# GIVEN INSTRUCTION
Starting at the first line of the data, please print exactly those lines through the one that holds "import React from 'react';", omitting every picture.

# SOURCE EXCERPT

◆ ◆ ◆

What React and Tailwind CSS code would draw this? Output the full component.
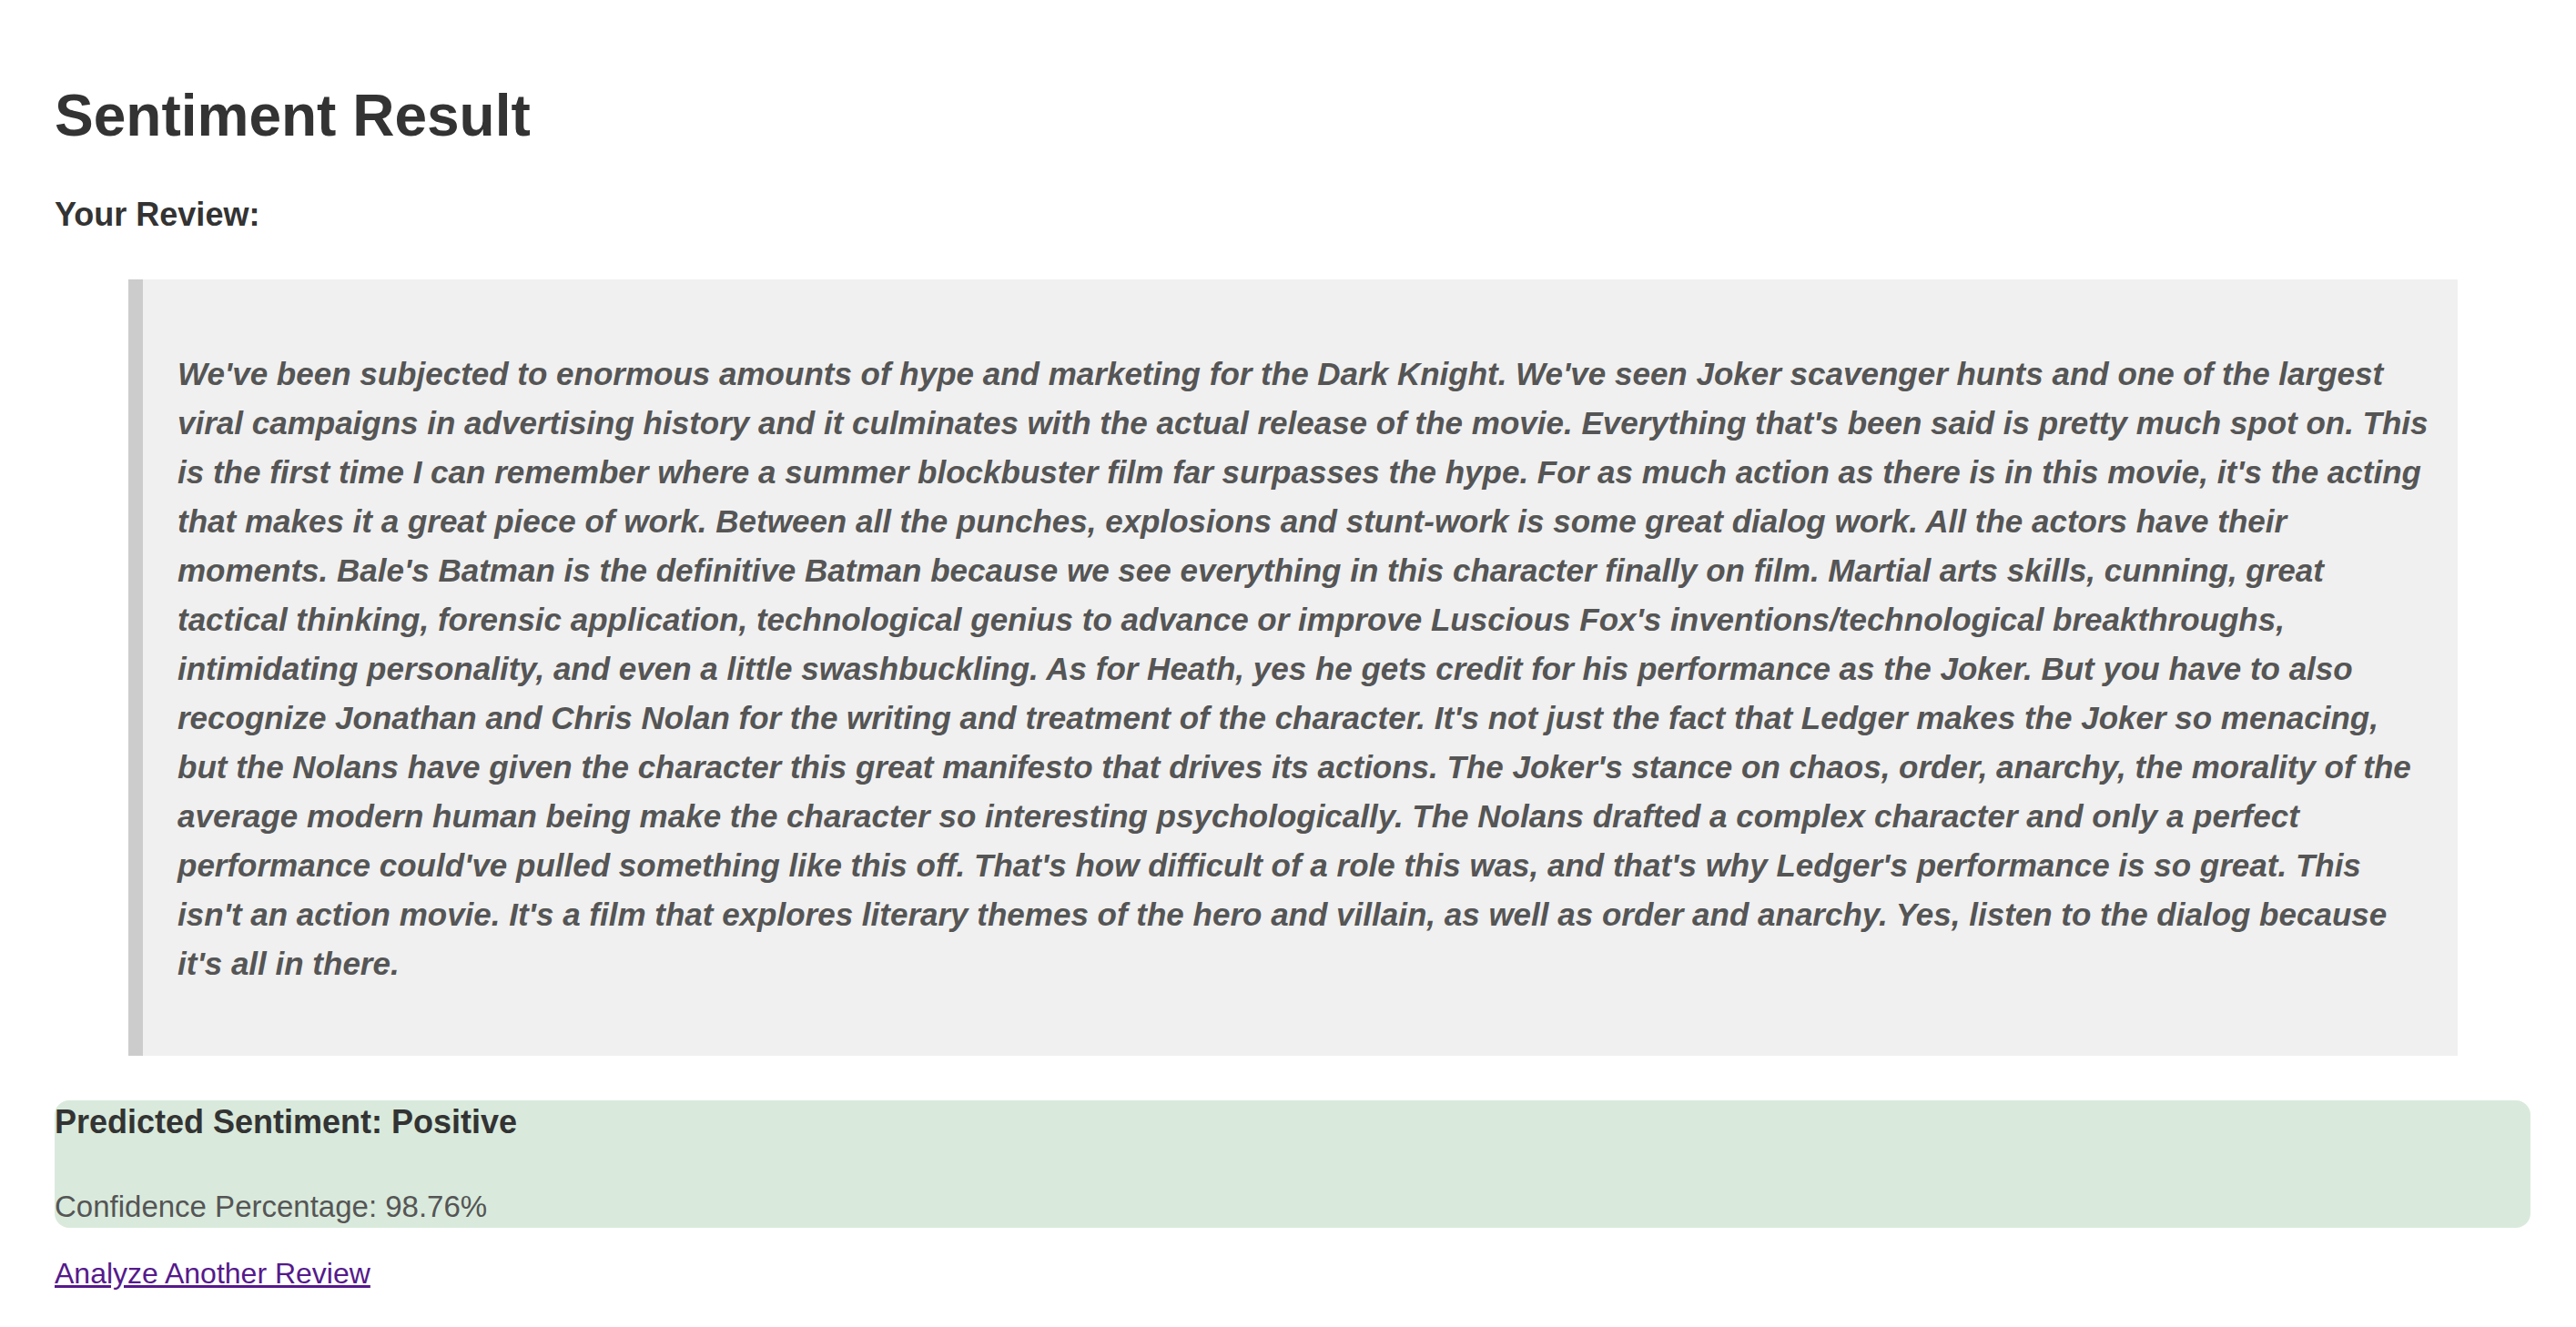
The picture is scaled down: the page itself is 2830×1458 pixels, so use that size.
import React from 'react';

// line breaks follow the original render
const reviewLines = [
  "We've been subjected to enormous amounts of hype and marketing for the Dark Knight. We've seen Joker scavenger hunts and one of the largest",
  "viral campaigns in advertising history and it culminates with the actual release of the movie. Everything that's been said is pretty much spot on. This",
  "is the first time I can remember where a summer blockbuster film far surpasses the hype. For as much action as there is in this movie, it's the acting",
  "that makes it a great piece of work. Between all the punches, explosions and stunt-work is some great dialog work. All the actors have their",
  "moments. Bale's Batman is the definitive Batman because we see everything in this character finally on film. Martial arts skills, cunning, great",
  "tactical thinking, forensic application, technological genius to advance or improve Luscious Fox's inventions/technological breakthroughs,",
  "intimidating personality, and even a little swashbuckling. As for Heath, yes he gets credit for his performance as the Joker. But you have to also",
  "recognize Jonathan and Chris Nolan for the writing and treatment of the character. It's not just the fact that Ledger makes the Joker so menacing,",
  "but the Nolans have given the character this great manifesto that drives its actions. The Joker's stance on chaos, order, anarchy, the morality of the",
  "average modern human being make the character so interesting psychologically. The Nolans drafted a complex character and only a perfect",
  "performance could've pulled something like this off. That's how difficult of a role this was, and that's why Ledger's performance is so great. This",
  "isn't an action movie. It's a film that explores literary themes of the hero and villain, as well as order and anarchy. Yes, listen to the dialog because",
  "it's all in there.",
];

const App = () => {
  return (
    <div className="min-h-screen bg-white pt-[90px] pl-[60px] pr-[50px] font-['Liberation_Sans',Arial,sans-serif]">
      <h1 className="text-[64px] leading-[74px] font-bold text-[#333]">Sentiment Result</h1>

      <h3 className="mt-[51px] text-[36px] leading-[42px] font-bold text-[#333]">Your Review:</h3>

      <blockquote className="mt-[50px] ml-[81px] mr-[80px] bg-[#f0f0f0] border-l-[16px] border-[#ccc] pl-[38px] pr-[20px] pt-[77px] pb-[74px]">
        <p className="text-[35px] leading-[54px] font-bold italic text-[#555]">
          {reviewLines.map((line, i) => (
            <span key={i} className="block whitespace-nowrap">{line}</span>
          ))}
        </p>
      </blockquote>

      <div className="mt-[49px] bg-[#d9eadc] rounded-[16px] pt-[3px] pb-[5px]">
        <h3 className="text-[36px] leading-[42px] font-bold text-[#333]">Predicted Sentiment: Positive</h3>
        <p className="mt-[53px] text-[33px] leading-[37px] text-[#555]">Confidence Percentage: 98.76%</p>
      </div>

      <a href="#" className="inline-block mt-[32px] text-[32px] leading-[37px] text-[#551a8b] underline">
        Analyze Another Review
      </a>
    </div>
  );
};

export default App;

◆ ◆ ◆

# EXERCISE OUTPUT
What React and Tailwind CSS code would draw this? Output the full component.
The picture is scaled down: the page itself is 2830×1458 pixels, so use that size.
import React from 'react';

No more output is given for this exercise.